Sure there is an argument to be made over the myspace music section or for any of the dozens of independent music sites where you can find tons of free independent music. But, frankly, there’s a lot crap to wad through there. I want someone to do some the weeding out for me. I found Maxwell one day while I was napping through the old Rosie O’Donnell Show. With
Muse, it was one evening while I was reading and had my Dish Network TV box tuned to the Modern Alternative Rock channel. I found My Chemical Romance one night on MTV that my spring allergies wouldn’t let me sleep.

The randomness of radio done right can let you stumble on to new and old favorites. Music you forgot about, or never know existed. But AM-FM radio has been in trouble. Most areas across the country only have a dozen or so options, with fewer than that coming in without static. And these frustrations have given birth to the satellite radio phenomenon.

But the thing holding up satellite radio is the “format” battle. Do you want
XM or Sirius. Sirius has Howard Stern and Martha Stewart. XM has Opie & Anthony and Oprah. It may sound like deciding between satellite-TV providers, but it’s not. The difference is Dish Network, DirecTV and Cable all show the same channels (Food Network, Bravo, FX, local affiliates…); subscribers are paying for the content delivery. Satellite radio is both different content and delivery.

At some point XM and Sirius are going to get together. One’s going to buy the other, or there’ll be some crazy merger or synergistic alliance where subscribers to either can listen to content from both. Then it’ll work just like the cable TV and we won’t think about it.

And it’s not all roses for satellites. First of all there aren’t local stations available on satellite radio. And I’m not sure the masses are ready to pay for music during their commute. Sirius signed up Howard Stern for $100 Million a year, and then signed up more than a million new subscribers. Yet even with those results
Stern has fretted repeatedly about his audience's not following him to Sirius.

But terrestrial radio has hope. Think about the recent surge of the nearly talk-free
Jack-FM. And then there’s HD Radio. Think HDTV: but only audio and in your car or on your deck. While only about 7% of the nation's radio stations offer HD a broadcast, the tipping point for HD radio is going to be cars. And at some point radios are just going to switch. When you buy a new radio, it’ll have HD capability whether you want it or not. You won’t have to think about it or pay extra for the service.

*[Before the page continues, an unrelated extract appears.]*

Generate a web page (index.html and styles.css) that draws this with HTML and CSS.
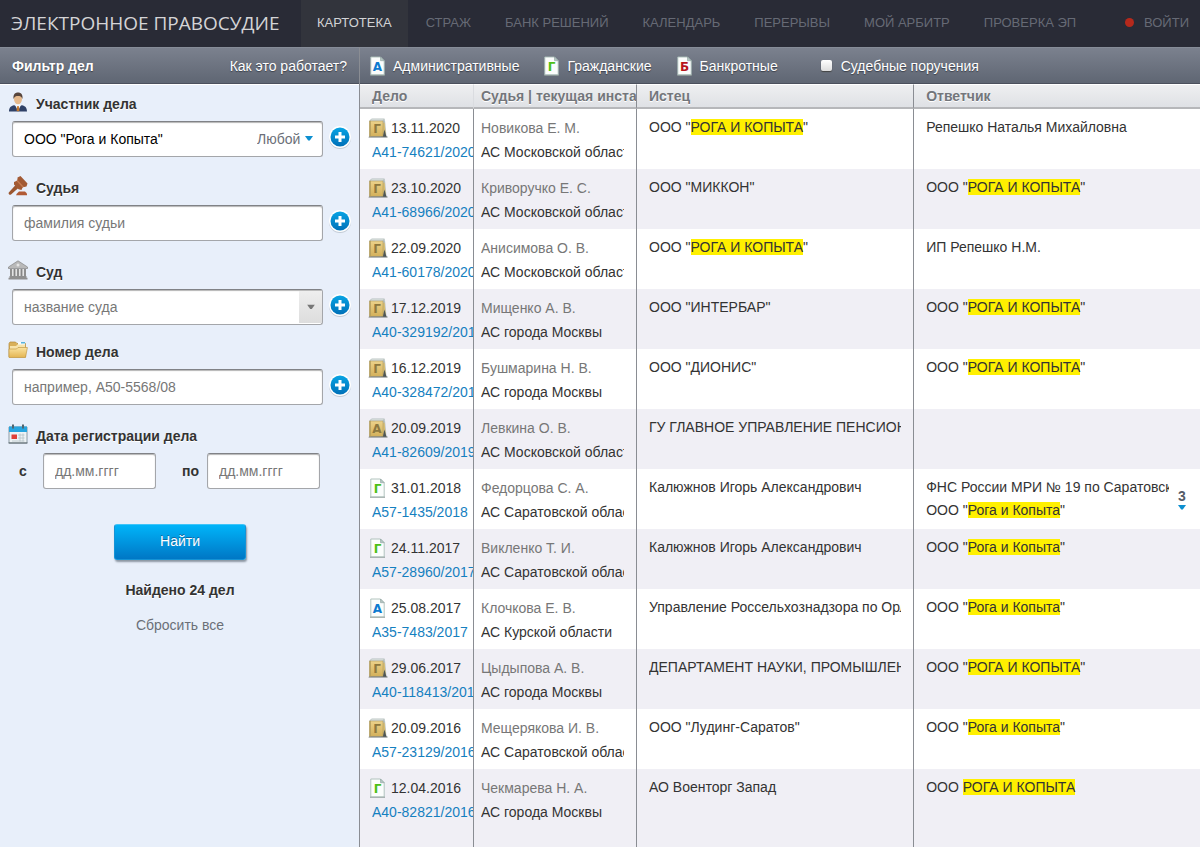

The “important” thing here is that any one of these offerings creates a new revenue stream for retailers and manufacturers in the form of new hardware. So stores and factories will hedge their bets to make sure they don’t pick the wrong horse.

For satellite you need to cough up the dough for both the hardware and the service. For HD Radio, you need only cough up the dough for the radio; the content is free. But even then, if you still want to hear un-FCC-encumbered entertainment and your favorite stars, you’re going to have to go satellite; but it’s gonna cost you. You’ll need to help pay for things like Sirius’ great new ad campaign.